Nothing outside the lines from the one containing "Rebuild this screenshot" through the one containing "const TITLE_CHARS = 30;" should be copied, and no pictures either. Copy those lines exactly.

* Start DATA SHOWN *

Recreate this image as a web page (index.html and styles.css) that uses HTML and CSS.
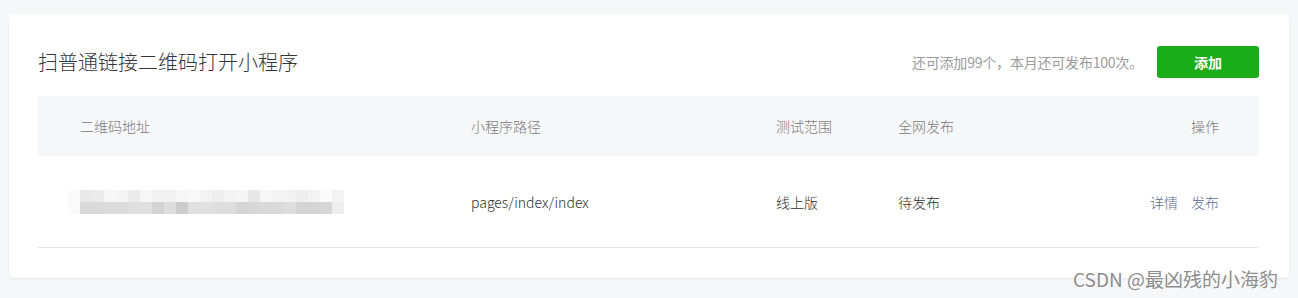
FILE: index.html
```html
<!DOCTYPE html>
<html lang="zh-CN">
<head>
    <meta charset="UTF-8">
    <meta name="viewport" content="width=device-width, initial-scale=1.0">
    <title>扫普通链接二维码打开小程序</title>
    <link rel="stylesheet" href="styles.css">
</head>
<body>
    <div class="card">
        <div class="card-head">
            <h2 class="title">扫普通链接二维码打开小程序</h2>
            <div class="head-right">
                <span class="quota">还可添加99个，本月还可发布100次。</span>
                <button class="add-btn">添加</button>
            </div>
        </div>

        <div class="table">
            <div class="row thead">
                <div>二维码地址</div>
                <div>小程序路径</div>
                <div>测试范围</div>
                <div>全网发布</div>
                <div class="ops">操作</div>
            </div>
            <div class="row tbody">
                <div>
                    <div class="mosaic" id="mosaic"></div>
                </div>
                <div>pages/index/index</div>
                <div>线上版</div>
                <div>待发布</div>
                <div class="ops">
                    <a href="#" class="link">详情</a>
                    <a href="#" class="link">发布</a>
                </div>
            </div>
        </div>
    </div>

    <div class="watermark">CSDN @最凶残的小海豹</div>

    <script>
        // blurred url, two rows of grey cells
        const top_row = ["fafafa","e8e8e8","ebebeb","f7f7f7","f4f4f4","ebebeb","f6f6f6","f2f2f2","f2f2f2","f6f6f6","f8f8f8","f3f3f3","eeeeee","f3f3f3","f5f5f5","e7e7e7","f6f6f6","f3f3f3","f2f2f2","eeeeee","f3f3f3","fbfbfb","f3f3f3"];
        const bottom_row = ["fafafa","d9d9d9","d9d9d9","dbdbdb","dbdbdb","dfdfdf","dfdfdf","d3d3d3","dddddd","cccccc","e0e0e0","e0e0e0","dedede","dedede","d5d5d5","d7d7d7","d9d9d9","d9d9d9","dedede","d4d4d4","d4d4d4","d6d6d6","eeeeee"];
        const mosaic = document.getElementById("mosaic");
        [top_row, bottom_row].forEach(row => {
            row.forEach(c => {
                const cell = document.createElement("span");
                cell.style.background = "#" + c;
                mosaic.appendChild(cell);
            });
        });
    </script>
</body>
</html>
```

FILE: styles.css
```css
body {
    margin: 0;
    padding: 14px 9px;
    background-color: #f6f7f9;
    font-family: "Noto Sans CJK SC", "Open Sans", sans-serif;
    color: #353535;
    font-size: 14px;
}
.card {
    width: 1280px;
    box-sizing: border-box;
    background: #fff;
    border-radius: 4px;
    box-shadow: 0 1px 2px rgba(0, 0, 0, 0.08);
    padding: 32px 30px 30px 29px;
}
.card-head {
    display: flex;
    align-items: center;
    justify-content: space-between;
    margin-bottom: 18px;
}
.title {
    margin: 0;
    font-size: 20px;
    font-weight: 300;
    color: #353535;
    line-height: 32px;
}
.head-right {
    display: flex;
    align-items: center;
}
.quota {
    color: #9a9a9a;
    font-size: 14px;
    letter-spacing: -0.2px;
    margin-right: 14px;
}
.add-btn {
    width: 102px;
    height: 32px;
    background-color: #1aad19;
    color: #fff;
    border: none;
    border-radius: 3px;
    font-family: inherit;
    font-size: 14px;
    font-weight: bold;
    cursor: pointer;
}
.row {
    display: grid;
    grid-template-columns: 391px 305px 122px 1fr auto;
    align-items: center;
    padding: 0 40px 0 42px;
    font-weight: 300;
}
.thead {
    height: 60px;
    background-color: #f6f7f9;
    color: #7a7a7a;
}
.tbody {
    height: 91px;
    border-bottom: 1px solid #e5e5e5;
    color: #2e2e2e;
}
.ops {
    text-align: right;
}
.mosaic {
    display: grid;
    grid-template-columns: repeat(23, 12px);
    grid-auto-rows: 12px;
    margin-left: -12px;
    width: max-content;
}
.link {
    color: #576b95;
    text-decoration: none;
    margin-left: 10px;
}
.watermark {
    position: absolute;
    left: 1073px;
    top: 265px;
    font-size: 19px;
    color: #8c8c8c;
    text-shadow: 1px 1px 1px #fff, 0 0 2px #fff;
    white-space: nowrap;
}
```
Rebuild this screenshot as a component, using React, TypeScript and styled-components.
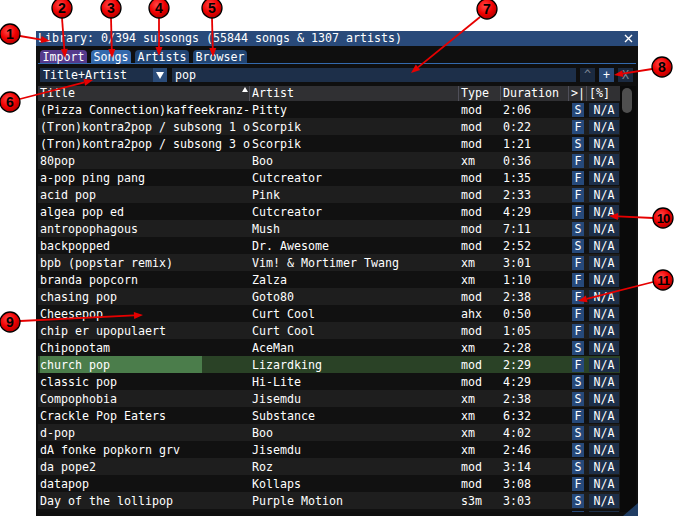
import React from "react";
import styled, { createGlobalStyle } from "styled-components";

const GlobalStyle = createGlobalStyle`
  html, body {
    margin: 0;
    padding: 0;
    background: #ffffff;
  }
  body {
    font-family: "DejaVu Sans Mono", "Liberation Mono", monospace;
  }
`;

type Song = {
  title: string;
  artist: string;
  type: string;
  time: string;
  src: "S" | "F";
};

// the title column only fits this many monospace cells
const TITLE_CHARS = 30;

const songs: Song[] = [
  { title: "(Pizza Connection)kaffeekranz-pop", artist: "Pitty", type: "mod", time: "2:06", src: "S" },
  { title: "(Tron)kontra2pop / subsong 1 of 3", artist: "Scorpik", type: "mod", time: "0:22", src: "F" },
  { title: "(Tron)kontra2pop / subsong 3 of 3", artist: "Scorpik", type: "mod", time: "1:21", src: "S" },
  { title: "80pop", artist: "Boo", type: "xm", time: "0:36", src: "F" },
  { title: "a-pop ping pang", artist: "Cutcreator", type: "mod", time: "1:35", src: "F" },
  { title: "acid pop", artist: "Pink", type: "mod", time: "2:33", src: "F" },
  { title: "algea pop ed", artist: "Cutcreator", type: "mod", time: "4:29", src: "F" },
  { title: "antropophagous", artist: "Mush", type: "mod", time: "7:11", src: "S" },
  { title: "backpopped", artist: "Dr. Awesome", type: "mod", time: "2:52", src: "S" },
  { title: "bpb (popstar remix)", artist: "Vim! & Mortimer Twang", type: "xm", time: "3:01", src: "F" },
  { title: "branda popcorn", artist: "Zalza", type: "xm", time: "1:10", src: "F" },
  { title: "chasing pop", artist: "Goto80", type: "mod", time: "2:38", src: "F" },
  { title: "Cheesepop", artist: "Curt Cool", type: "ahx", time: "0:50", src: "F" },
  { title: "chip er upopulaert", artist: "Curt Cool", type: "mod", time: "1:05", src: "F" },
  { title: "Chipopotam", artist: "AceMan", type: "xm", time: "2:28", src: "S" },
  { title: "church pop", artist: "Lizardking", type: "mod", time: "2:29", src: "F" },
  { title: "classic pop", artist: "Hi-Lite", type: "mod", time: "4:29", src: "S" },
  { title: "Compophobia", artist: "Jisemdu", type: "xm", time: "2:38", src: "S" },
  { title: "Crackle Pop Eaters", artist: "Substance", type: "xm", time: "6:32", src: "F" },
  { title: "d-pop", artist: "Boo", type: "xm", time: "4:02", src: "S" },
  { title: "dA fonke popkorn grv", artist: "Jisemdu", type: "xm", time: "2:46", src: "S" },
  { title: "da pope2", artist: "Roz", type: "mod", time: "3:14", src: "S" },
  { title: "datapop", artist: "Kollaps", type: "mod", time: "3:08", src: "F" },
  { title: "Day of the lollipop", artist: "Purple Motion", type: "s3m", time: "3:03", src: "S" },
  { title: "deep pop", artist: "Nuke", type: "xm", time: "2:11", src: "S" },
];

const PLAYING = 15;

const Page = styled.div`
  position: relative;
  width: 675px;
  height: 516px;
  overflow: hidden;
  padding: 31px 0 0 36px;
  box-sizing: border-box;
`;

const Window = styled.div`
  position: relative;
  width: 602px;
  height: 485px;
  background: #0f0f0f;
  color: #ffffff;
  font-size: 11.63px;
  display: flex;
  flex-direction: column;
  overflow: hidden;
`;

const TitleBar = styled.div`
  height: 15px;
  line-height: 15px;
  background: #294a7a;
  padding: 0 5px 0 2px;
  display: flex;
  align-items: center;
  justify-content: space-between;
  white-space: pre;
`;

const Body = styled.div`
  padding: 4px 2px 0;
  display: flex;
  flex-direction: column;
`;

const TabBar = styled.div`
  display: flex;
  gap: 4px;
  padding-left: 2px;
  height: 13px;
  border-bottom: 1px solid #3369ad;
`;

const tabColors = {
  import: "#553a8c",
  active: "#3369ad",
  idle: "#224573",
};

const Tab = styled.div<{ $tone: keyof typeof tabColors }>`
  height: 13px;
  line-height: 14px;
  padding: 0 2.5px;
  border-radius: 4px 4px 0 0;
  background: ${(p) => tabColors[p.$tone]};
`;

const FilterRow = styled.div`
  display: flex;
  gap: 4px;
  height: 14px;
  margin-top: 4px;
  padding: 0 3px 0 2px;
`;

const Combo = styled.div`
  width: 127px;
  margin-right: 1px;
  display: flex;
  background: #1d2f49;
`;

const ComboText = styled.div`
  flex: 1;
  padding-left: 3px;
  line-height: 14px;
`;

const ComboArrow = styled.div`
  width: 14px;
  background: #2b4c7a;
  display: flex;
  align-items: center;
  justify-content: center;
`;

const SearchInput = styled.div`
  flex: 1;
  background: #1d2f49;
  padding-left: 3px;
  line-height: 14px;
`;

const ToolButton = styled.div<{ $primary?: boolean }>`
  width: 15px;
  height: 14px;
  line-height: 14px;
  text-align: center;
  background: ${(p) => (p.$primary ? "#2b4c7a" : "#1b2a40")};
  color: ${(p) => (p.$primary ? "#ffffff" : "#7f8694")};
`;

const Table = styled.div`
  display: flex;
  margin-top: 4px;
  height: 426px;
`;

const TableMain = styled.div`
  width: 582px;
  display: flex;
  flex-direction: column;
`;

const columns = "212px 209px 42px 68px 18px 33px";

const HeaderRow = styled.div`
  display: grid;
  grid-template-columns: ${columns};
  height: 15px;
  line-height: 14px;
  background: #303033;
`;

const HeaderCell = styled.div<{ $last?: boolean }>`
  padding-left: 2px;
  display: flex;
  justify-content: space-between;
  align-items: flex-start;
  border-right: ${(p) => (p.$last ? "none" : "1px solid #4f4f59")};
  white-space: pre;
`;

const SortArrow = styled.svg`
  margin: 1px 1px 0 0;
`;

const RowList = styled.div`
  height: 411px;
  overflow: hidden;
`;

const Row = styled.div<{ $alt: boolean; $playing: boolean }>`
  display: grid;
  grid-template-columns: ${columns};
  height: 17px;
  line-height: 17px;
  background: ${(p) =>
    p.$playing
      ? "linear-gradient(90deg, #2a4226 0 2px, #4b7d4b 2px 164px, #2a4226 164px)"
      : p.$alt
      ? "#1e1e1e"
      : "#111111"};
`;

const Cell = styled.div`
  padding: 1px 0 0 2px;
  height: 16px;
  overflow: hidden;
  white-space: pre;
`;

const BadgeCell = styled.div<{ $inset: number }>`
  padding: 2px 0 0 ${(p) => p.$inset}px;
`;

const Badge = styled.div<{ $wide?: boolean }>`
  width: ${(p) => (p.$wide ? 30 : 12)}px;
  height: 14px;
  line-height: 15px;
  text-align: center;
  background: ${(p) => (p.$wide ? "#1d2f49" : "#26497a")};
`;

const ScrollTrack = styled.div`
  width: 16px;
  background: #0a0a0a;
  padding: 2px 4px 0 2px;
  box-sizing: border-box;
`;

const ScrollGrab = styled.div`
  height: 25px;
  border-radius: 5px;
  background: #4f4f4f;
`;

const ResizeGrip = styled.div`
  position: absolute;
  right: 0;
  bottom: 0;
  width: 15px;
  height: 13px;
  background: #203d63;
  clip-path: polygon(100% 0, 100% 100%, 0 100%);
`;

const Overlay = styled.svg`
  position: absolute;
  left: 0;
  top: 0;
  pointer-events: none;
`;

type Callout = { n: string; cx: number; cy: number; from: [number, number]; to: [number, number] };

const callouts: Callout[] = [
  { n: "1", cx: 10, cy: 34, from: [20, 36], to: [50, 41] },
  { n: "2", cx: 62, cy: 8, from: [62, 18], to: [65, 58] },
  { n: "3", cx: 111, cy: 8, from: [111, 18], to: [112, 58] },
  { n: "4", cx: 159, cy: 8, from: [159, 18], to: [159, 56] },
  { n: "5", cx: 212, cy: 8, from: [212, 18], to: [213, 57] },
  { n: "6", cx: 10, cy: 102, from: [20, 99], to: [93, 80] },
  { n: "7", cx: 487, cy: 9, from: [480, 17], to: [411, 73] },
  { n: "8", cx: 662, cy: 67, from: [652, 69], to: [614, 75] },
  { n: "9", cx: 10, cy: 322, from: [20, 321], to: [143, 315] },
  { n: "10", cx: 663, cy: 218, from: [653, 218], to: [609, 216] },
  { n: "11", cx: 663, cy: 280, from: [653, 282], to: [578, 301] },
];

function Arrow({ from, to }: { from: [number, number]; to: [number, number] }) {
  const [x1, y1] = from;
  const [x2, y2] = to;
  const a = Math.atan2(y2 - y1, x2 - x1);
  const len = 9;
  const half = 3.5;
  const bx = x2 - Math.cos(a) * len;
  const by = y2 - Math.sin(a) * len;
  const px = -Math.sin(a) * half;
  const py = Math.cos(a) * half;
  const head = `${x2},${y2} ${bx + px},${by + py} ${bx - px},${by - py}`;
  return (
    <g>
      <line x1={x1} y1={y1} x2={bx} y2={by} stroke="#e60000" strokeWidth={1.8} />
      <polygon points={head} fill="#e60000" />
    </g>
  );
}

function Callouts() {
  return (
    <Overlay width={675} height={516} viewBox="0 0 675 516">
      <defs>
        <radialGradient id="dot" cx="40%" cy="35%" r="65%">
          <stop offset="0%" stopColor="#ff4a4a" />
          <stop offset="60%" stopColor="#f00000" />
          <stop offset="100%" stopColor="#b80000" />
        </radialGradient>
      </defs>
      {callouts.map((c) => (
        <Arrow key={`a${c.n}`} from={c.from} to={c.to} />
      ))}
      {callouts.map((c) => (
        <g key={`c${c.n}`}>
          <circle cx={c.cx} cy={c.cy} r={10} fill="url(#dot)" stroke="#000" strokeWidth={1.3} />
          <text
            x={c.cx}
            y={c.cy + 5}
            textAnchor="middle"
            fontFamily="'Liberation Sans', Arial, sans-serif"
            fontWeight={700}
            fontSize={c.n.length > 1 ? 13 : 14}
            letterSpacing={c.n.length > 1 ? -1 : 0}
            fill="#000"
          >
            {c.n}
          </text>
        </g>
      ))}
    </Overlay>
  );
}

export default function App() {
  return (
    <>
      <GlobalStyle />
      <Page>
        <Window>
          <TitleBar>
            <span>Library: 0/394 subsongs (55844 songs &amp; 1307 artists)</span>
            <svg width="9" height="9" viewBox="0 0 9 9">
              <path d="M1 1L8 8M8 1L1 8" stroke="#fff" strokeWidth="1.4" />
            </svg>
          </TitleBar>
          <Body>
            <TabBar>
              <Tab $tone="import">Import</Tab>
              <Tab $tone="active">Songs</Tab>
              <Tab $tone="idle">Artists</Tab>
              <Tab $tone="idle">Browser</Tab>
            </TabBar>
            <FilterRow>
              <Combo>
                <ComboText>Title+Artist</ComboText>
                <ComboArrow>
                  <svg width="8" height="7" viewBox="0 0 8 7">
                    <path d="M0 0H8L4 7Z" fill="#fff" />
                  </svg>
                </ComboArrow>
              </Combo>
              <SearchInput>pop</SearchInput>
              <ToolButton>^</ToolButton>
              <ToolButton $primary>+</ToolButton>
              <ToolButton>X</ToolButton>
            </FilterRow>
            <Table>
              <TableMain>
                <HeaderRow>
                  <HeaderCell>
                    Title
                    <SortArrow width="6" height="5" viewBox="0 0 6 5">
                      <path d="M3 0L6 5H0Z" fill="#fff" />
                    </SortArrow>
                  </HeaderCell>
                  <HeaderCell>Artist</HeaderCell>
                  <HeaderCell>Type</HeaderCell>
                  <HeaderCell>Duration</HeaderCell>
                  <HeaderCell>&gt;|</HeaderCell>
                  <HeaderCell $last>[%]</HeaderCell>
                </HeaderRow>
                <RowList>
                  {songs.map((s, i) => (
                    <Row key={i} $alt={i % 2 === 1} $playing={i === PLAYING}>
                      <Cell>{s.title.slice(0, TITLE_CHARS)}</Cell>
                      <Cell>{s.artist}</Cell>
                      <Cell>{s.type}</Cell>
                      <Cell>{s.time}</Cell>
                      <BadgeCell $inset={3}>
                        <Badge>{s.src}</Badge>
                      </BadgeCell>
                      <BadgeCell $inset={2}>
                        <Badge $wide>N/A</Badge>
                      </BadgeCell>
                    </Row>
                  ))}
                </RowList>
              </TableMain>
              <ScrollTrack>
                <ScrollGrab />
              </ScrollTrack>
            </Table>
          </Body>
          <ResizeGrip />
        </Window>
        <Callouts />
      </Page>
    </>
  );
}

* End DATA SHOWN *

• [ANSWER FOR THE TASK]:
Rebuild this screenshot as a component, using React, TypeScript and styled-components.
import React from "react";
import styled, { createGlobalStyle } from "styled-components";

const GlobalStyle = createGlobalStyle`
  html, body {
    margin: 0;
    padding: 0;
    background: #ffffff;
  }
  body {
    font-family: "DejaVu Sans Mono", "Liberation Mono", monospace;
  }
`;

type Song = {
  title: string;
  artist: string;
  type: string;
  time: string;
  src: "S" | "F";
};

// the title column only fits this many monospace cells
const TITLE_CHARS = 30;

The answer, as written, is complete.